Episiotomy or Vaginal Tears
Episiotomies, which are incisions in the perineum (the area between the vagina and anus) to make more room for the baby, aren't routine anymore, says Bruce Shephard, M.D., an ob-gyn in Tampa. But some doctors still do them, especially if you've been pushing for several hours. If you don't get one, tears in the perineum may occur -- usually as the baby's head and shoulders pass through. Whether you're cut or you tear, expect stitches and discomfort around the wound.

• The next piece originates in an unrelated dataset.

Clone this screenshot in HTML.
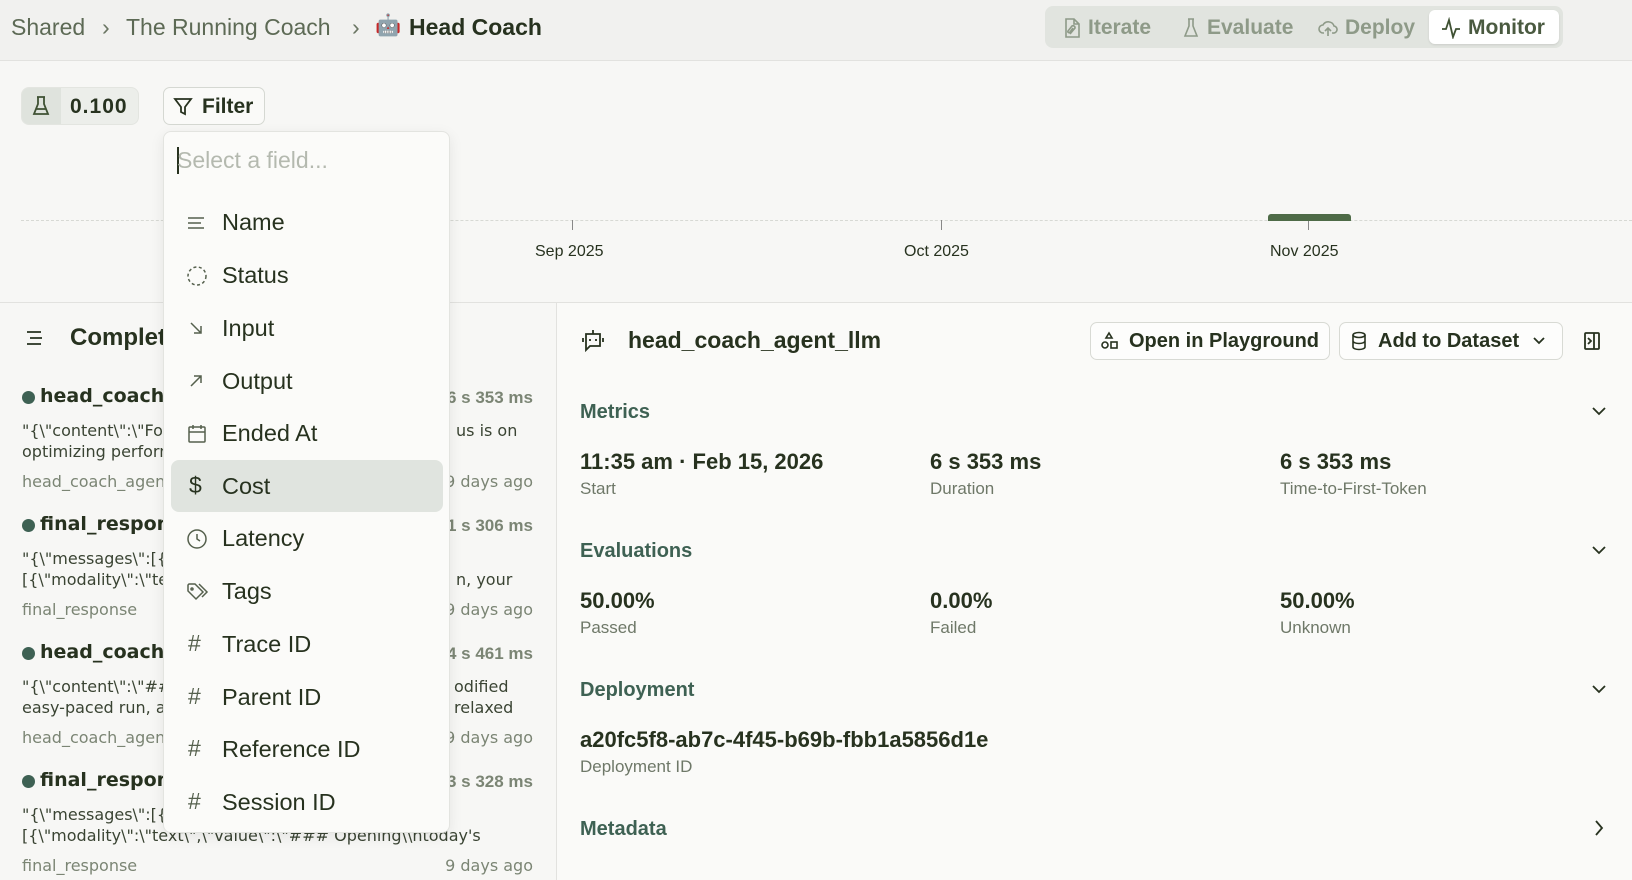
<!DOCTYPE html>
<html><head><meta charset="utf-8"><style>
*{box-sizing:border-box;margin:0;padding:0}
body{width:1632px;height:880px;overflow:hidden;background:#f1f1ef;font-family:"Liberation Sans",sans-serif;color:#27321f;position:relative}
.a{position:absolute;white-space:nowrap}
svg{display:block}
.hdr{top:14px;font-size:23px;color:#5d6a55}
.main{left:0;top:60px;width:1632px;height:820px;background:#f7f7f5;border-top:1px solid #e2e2df}
.tabs{left:1045px;top:6px;width:518px;height:42px;background:#e1e4df;border-radius:8px}
.tab{top:16px;font-size:21px;font-weight:bold;color:#8e9a88}
.tl{font-size:16px;color:#27321f;top:243px}
.left{left:0;top:302px;width:557px;height:578px;border-right:1px solid #e2e2df;border-top:1px solid #e2e2df;background:#f7f7f5}
.right{left:557px;top:302px;width:1075px;height:578px;background:#fafaf8;border-top:1px solid #e2e2df}
.it{font-family:"DejaVu Sans",sans-serif;font-size:19px;font-weight:bold;color:#27321f}
.ds{font-family:"DejaVu Sans",sans-serif;font-size:16px;color:#3a4433;line-height:21px}
.mt{font-family:"DejaVu Sans",sans-serif;font-size:16px;color:#7b8574}
.tm{font-size:17px;font-weight:bold;color:#7b8574}
.dd{left:163px;top:131px;width:287px;height:702px;background:#fbfbf9;border:1px solid #e3e4e0;border-radius:8px;box-shadow:0 4px 14px rgba(0,0,0,.08)}
.di{left:222px;font-size:23.5px;color:#27321f}
.ic{left:186px}
.sec{left:580px;font-size:20px;font-weight:bold;color:#3e6153}
.val{font-size:22px;font-weight:bold;color:#27321f}
.lb{font-size:17px;color:#6e7868}
.btn{top:322px;height:38px;border:1px solid #d8dad4;border-radius:7px;background:#fdfdfc;font-size:20px;font-weight:bold;padding:7px 0 0 38px}
</style></head><body>

<div class="a hdr" style="left:11px">Shared</div>
<div class="a hdr" style="left:102px;color:#6a7562">›</div>
<div class="a hdr" style="left:126px">The Running Coach</div>
<div class="a hdr" style="left:352px;color:#6a7562">›</div>
<div class="a" style="left:375px;top:14px;font-size:21px">🤖</div>
<div class="a hdr" style="left:409px;font-weight:bold;color:#27321f">Head Coach</div>

<div class="a tabs"></div>
<div class="a" style="left:1429px;top:10px;width:130px;height:34px;background:#fff;border-radius:6px;box-shadow:0 1px 2px rgba(0,0,0,.1)"></div>
<svg class="a" style="left:1063px;top:17px" width="18" height="22" viewBox="0 0 18 22" fill="none" stroke="#8e9a88" stroke-width="1.6"><path d="M3 2h8l5 5v13H3z M11 2v5h5 M7 17l5-6a2 2 0 0 0-3-2l-4 5a1 1 0 0 0 2 1l3-4"/></svg>
<div class="a tab" style="left:1088px">Iterate</div>
<svg class="a" style="left:1182px;top:17px" width="18" height="22" viewBox="0 0 18 22" fill="none" stroke="#8e9a88" stroke-width="1.6"><path d="M6 2h6M7 2v7L3 19h12L11 9V2"/></svg>
<div class="a tab" style="left:1207px">Evaluate</div>
<svg class="a" style="left:1318px;top:18px" width="20" height="20" viewBox="0 0 20 20" fill="none" stroke="#8e9a88" stroke-width="1.6"><path d="M6 15H5a4 4 0 0 1 0-8 6 6 0 0 1 11 1 3.5 3.5 0 0 1-1 7h-1 M10 18v-8 M7 13l3-3 3 3"/></svg>
<div class="a tab" style="left:1345px">Deploy</div>
<svg class="a" style="left:1441px;top:17px" width="20" height="22" viewBox="0 0 20 22" fill="none" stroke="#3f5133" stroke-width="1.8"><path d="M1 12h4l3-9 4 17 3-8h4"/></svg>
<div class="a tab" style="left:1468px;color:#4a5a40">Monitor</div>

<div class="a main"></div>
<div class="a" style="left:21px;top:87px;width:118px;height:38px;background:#eceeea;border:1px solid #e3e5e0;border-radius:8px"></div>
<div class="a" style="left:22px;top:88px;width:39px;height:36px;background:#dfe3dd;border-radius:7px 0 0 7px"></div>
<svg class="a" style="left:32px;top:95px" width="18" height="22" viewBox="0 0 18 22" fill="none" stroke="#3f5133" stroke-width="1.8"><path d="M5 2h8M6 2v7L2 19h14L12 9V2 M4 14h10"/></svg>
<div class="a" style="left:70px;top:95px;font-size:21px;font-weight:bold;letter-spacing:1px">0.100</div>
<div class="a" style="left:163px;top:87px;width:102px;height:38px;border:1px solid #d5d8d2;border-radius:7px;background:#fafaf8"></div>
<svg class="a" style="left:173px;top:96px" width="20" height="20" viewBox="0 0 20 20" fill="none" stroke="#27321f" stroke-width="1.8"><path d="M2 3h16l-6 8v7l-4-2v-5z"/></svg>
<div class="a" style="left:202px;top:95px;font-size:21px;font-weight:bold">Filter</div>

<div class="a" style="left:21px;top:220px;width:1611px;border-top:1px dashed #d7d9d4"></div>
<div class="a" style="left:572px;top:220px;height:10px;border-left:1px solid #888"></div>
<div class="a" style="left:941px;top:220px;height:10px;border-left:1px solid #888"></div>
<div class="a" style="left:1308px;top:220px;height:10px;border-left:1px solid #888"></div>
<div class="a" style="left:1268px;top:214px;width:83px;height:7px;background:#4e6b47;border-radius:3px 3px 0 0"></div>
<div class="a tl" style="left:535px">Sep 2025</div>
<div class="a tl" style="left:904px">Oct 2025</div>
<div class="a tl" style="left:1270px">Nov 2025</div>

<div class="a left"></div>
<svg class="a" style="left:25px;top:329px" width="20" height="18" viewBox="0 0 20 18" fill="none" stroke="#27321f" stroke-width="1.8"><path d="M2 3h14M5 9h12M2 15h14"/></svg>
<div class="a" style="left:70px;top:324px;font-size:24px;font-weight:bold">Completions</div>

<div class="a" style="left:22px;top:391px;width:13px;height:13px;border-radius:50%;background:#3e6153"></div>
<div class="a it" style="left:40px;top:385px">head_coach_agent_llm</div>
<div class="a tm" style="left:430px;top:388px;width:103px;text-align:right">6 s 353 ms</div>
<div class="a ds" style="left:22px;top:420px">"{\"content\":\"Focus for today<br>optimizing performance</div>
<div class="a ds" style="left:456px;top:420px">us is on</div>
<div class="a mt" style="left:22px;top:472px">head_coach_agent</div><div class="a mt" style="left:423px;top:472px;width:110px;text-align:right">9 days ago</div>

<div class="a" style="left:22px;top:519px;width:13px;height:13px;border-radius:50%;background:#3e6153"></div>
<div class="a it" style="left:40px;top:513px">final_response</div>
<div class="a tm" style="left:430px;top:516px;width:103px;text-align:right">1 s 306 ms</div>
<div class="a ds" style="left:22px;top:548px">"{\"messages\":[{<br>[{\"modality\":\"text\"</div>
<div class="a ds" style="left:456px;top:569px">n, your</div>
<div class="a mt" style="left:22px;top:600px">final_response</div><div class="a mt" style="left:423px;top:600px;width:110px;text-align:right">9 days ago</div>

<div class="a" style="left:22px;top:647px;width:13px;height:13px;border-radius:50%;background:#3e6153"></div>
<div class="a it" style="left:40px;top:641px">head_coach_agent_llm</div>
<div class="a tm" style="left:430px;top:644px;width:103px;text-align:right">4 s 461 ms</div>
<div class="a ds" style="left:22px;top:676px">"{\"content\":\"####<br>easy-paced run, a</div>
<div class="a ds" style="left:454px;top:676px;line-height:21px">odified<br>relaxed</div>
<div class="a mt" style="left:22px;top:728px">head_coach_agent</div><div class="a mt" style="left:423px;top:728px;width:110px;text-align:right">9 days ago</div>

<div class="a" style="left:22px;top:775px;width:13px;height:13px;border-radius:50%;background:#3e6153"></div>
<div class="a it" style="left:40px;top:769px">final_response</div>
<div class="a tm" style="left:430px;top:772px;width:103px;text-align:right">3 s 328 ms</div>
<div class="a ds" style="left:22px;top:804px">"{\"messages\":[{<br>[{\"modality\":\"text\",\"value\":\"### Opening\\ntoday's</div>
<div class="a mt" style="left:22px;top:856px">final_response</div><div class="a mt" style="left:423px;top:856px;width:110px;text-align:right">9 days ago</div>

<div class="a right"></div>
<svg class="a" style="left:582px;top:328px" width="22" height="24" viewBox="0 0 22 24" fill="none" stroke="#27321f" stroke-width="1.8"><path d="M11 2v4 M4 6h14v12H8l-4 4z M8 11v2 M14 11v2 M1 10v4 M21 10v4"/></svg>
<div class="a" style="left:628px;top:327px;font-size:23px;font-weight:bold">head_coach_agent_llm</div>
<div class="a btn" style="left:1090px;width:240px">Open in Playground</div>
<svg class="a" style="left:1100px;top:331px" width="18" height="20" viewBox="0 0 18 20" fill="none" stroke="#27321f" stroke-width="1.6"><path d="M9 2l3 5H6z"/><circle cx="5" cy="14" r="3"/><rect x="11" y="11" width="6" height="6"/></svg>
<div class="a btn" style="left:1339px;width:224px">Add to Dataset</div>
<svg class="a" style="left:1350px;top:331px" width="18" height="20" viewBox="0 0 18 20" fill="none" stroke="#27321f" stroke-width="1.6"><ellipse cx="9" cy="4" rx="6" ry="2.5"/><path d="M3 4v12c0 1.5 3 2.5 6 2.5s6-1 6-2.5V4 M3 10c0 1.5 3 2.5 6 2.5s6-1 6-2.5"/></svg>
<svg class="a" style="left:1532px;top:335px" width="14" height="12" viewBox="0 0 14 12" fill="none" stroke="#27321f" stroke-width="1.8"><path d="M2 3l5 5 5-5"/></svg>
<svg class="a" style="left:1583px;top:331px" width="18" height="20" viewBox="0 0 18 20" fill="none" stroke="#27321f" stroke-width="1.8"><rect x="2" y="2" width="14" height="16" rx="1"/><path d="M11 2v16 M5 7l3 3-3 3"/></svg>

<div class="a sec" style="top:401px">Metrics</div>
<div class="a sec" style="top:540px">Evaluations</div>
<div class="a sec" style="top:679px">Deployment</div>
<div class="a sec" style="top:818px">Metadata</div>
<svg class="a" style="left:1591px;top:405px" width="16" height="12" viewBox="0 0 16 12" fill="none" stroke="#27321f" stroke-width="1.8"><path d="M2 3l6 6 6-6"/></svg>
<svg class="a" style="left:1591px;top:544px" width="16" height="12" viewBox="0 0 16 12" fill="none" stroke="#27321f" stroke-width="1.8"><path d="M2 3l6 6 6-6"/></svg>
<svg class="a" style="left:1591px;top:683px" width="16" height="12" viewBox="0 0 16 12" fill="none" stroke="#27321f" stroke-width="1.8"><path d="M2 3l6 6 6-6"/></svg>
<svg class="a" style="left:1593px;top:819px" width="12" height="18" viewBox="0 0 12 18" fill="none" stroke="#27321f" stroke-width="1.8"><path d="M3 2l6 7-6 7"/></svg>

<div class="a val" style="left:580px;top:449px">11:35 am · Feb 15, 2026</div>
<div class="a lb" style="left:580px;top:479px">Start</div>
<div class="a val" style="left:930px;top:449px">6 s 353 ms</div>
<div class="a lb" style="left:930px;top:479px">Duration</div>
<div class="a val" style="left:1280px;top:449px">6 s 353 ms</div>
<div class="a lb" style="left:1280px;top:479px">Time-to-First-Token</div>

<div class="a val" style="left:580px;top:588px">50.00%</div>
<div class="a lb" style="left:580px;top:618px">Passed</div>
<div class="a val" style="left:930px;top:588px">0.00%</div>
<div class="a lb" style="left:930px;top:618px">Failed</div>
<div class="a val" style="left:1280px;top:588px">50.00%</div>
<div class="a lb" style="left:1280px;top:618px">Unknown</div>

<div class="a val" style="left:580px;top:727px">a20fc5f8-ab7c-4f45-b69b-fbb1a5856d1e</div>
<div class="a lb" style="left:580px;top:757px">Deployment ID</div>

<div class="a dd"></div>
<div class="a" style="left:177px;top:147px;height:27px;border-left:2px solid #27321f"></div>
<div class="a" style="left:177px;top:147px;font-size:23px;color:#b4b9af">Select a field...</div>
<div class="a" style="left:171px;top:460px;width:272px;height:52px;background:#e0e4df;border-radius:8px"></div>

<svg class="a ic" style="top:213px" width="20" height="20" viewBox="0 0 20 20" fill="none" stroke="#55604d" stroke-width="1.5"><path d="M2 5h16M2 10h13M2 15h16"/></svg>
<div class="a di" style="top:209px">Name</div>
<svg class="a ic" style="top:265px" width="22" height="22" viewBox="0 0 22 22" fill="none" stroke="#55604d" stroke-width="1.5" stroke-dasharray="3 2.5"><circle cx="11" cy="11" r="9"/></svg>
<div class="a di" style="top:262px">Status</div>
<svg class="a ic" style="top:318px" width="20" height="20" viewBox="0 0 20 20" fill="none" stroke="#55604d" stroke-width="1.5"><path d="M5 5l10 10M15 8v7H8"/></svg>
<div class="a di" style="top:315px">Input</div>
<svg class="a ic" style="top:371px" width="20" height="20" viewBox="0 0 20 20" fill="none" stroke="#55604d" stroke-width="1.5"><path d="M5 15L15 5M8 5h7v7"/></svg>
<div class="a di" style="top:368px">Output</div>
<svg class="a ic" style="top:423px" width="22" height="22" viewBox="0 0 22 22" fill="none" stroke="#55604d" stroke-width="1.5"><rect x="3" y="4" width="16" height="15" rx="1"/><path d="M3 9h16M7 2v4M15 2v4"/></svg>
<div class="a di" style="top:420px">Ended At</div>
<div class="a" style="left:189px;top:472px;font-size:23px;color:#27321f">$</div>
<div class="a di" style="top:473px">Cost</div>
<svg class="a ic" style="top:528px" width="22" height="22" viewBox="0 0 22 22" fill="none" stroke="#55604d" stroke-width="1.5"><circle cx="11" cy="11" r="9"/><path d="M11 6v5l3 2"/></svg>
<div class="a di" style="top:525px">Latency</div>
<svg class="a ic" style="top:581px" width="24" height="22" viewBox="0 0 24 22" fill="none" stroke="#55604d" stroke-width="1.5"><path d="M2 4v6l8 8 7-7-8-8H3z M13 3l8 8-5 5"/><circle cx="6" cy="8" r="1"/></svg>
<div class="a di" style="top:578px">Tags</div>
<div class="a" style="left:188px;top:630px;font-size:23px;color:#55604d">#</div>
<div class="a di" style="top:631px">Trace ID</div>
<div class="a" style="left:188px;top:683px;font-size:23px;color:#55604d">#</div>
<div class="a di" style="top:684px">Parent ID</div>
<div class="a" style="left:188px;top:735px;font-size:23px;color:#55604d">#</div>
<div class="a di" style="top:736px">Reference ID</div>
<div class="a" style="left:188px;top:788px;font-size:23px;color:#55604d">#</div>
<div class="a di" style="top:789px">Session ID</div>
</body></html>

How to treat it: The first week, use a squeeze bottle filled with warm water to rinse the area whenever you use the toilet. Pat -- don't wipe -- dry. Sitz baths can also help. Aim for three ten-minute soaks daily. To alleviate soreness, sit on an ice pack for ten minutes at a time. Medication such as ibuprofen can help too.
When to call the doctor: Discomfort should lessen a bit each day. If the perineum becomes more painful or is bleeding, call your doctor. Also check in if you notice discharge, a foul odor, redness, or stinging when you urinate -- all possible signs of an infection.
Long-term care: Most stitches heal with no side effects. Occasionally, women have scar tissue that causes numbness or pain during sex.
Pelvic Organ or Bladder Prolapse
The weight of your baby and/or strenuous pushing can weaken pelvic-floor muscles, which support internal organs, says Kristene E. Whitmore, M.D., a clinical associate professor of urology at Drexel University, in Philadelphia. When this happens, the bladder, uterus, or bowel -- or all three -- can shift from their normal positions. The most common symptom of this is urinary incontinence. Another sign is a heaviness or bulge in the vagina or fecal bowel leakage.
How to treat it: Visit your ob-gyn, who may send you to a urogynecologist. Although most doctors suggest waiting up to six months to start aggressive treatment (which can include physical therapy, electrical stimulation, or drug or hormone therapy), some prolapses require immediate care. Either way, the first course of treatment is almost always Kegel exercises.
When to call the doctor: Phone if you feel something protruding from your vagina or if you have difficulty urinating or having bowel movements.
Long-term care: Fifty to 70 percent of women with mild prolapse who do Kegels heal after about six months.
Hemorrhoids are enlarged veins of the anus and rectum usually caused by pressure from constipation or from pushing during labor. You're at increased risk postpartum if you had them during your pregnancy, but they can happen to anyone, says Constance Bohon, M.D., an ob-gyn in Washington, D.C. How will you know you have one? Most women report discomfort around their rectum. Occasionally, the hemorrhoid is visible -- it looks like a pink pea is sticking out of your bottom.
How to treat them: Doctors may prescribe stool softeners and topical medications that have hydrocortisone to alleviate swelling. Most doctors suggest avoiding iron supplements, which can be constipating. It's also best to keep the area as clean and dry as possible.
When to call the doctor: Call if pain or itching becomes intense, or if the vein looks purple or large, which means it could have a clot in it.
Long-term care: The majority of hemorrhoids resolve on their own. Topical medications can speed recovery. Rarely, surgery is needed.
After delivery, you will bleed as the uterus contracts back to its original size. The bleeding shouldn't be a lot heavier than a normal period. But sometimes, a piece of the placenta is left inside, which can lead to heavy bleeding. "You can also bleed heavily if you do too much activity," Dr. Bohon says.
How to treat it: If you lie down and the bleeding subsides, that's a sign you've been overexerting yourself and should take it easy. But if rest doesn't help and your doctor suspects retained placenta -- part or all of your placenta is still inside -- you will need a dilation and curettage, or D&C, to clean out your uterus.
When to call the doctor: If you're soaking more than one pad an hour or passing clots that are as big as a lemon, you need medical attention.
Long-term care: You may be anemic and tired after blood loss, so your doctor may prescribe iron supplements and plenty of rest.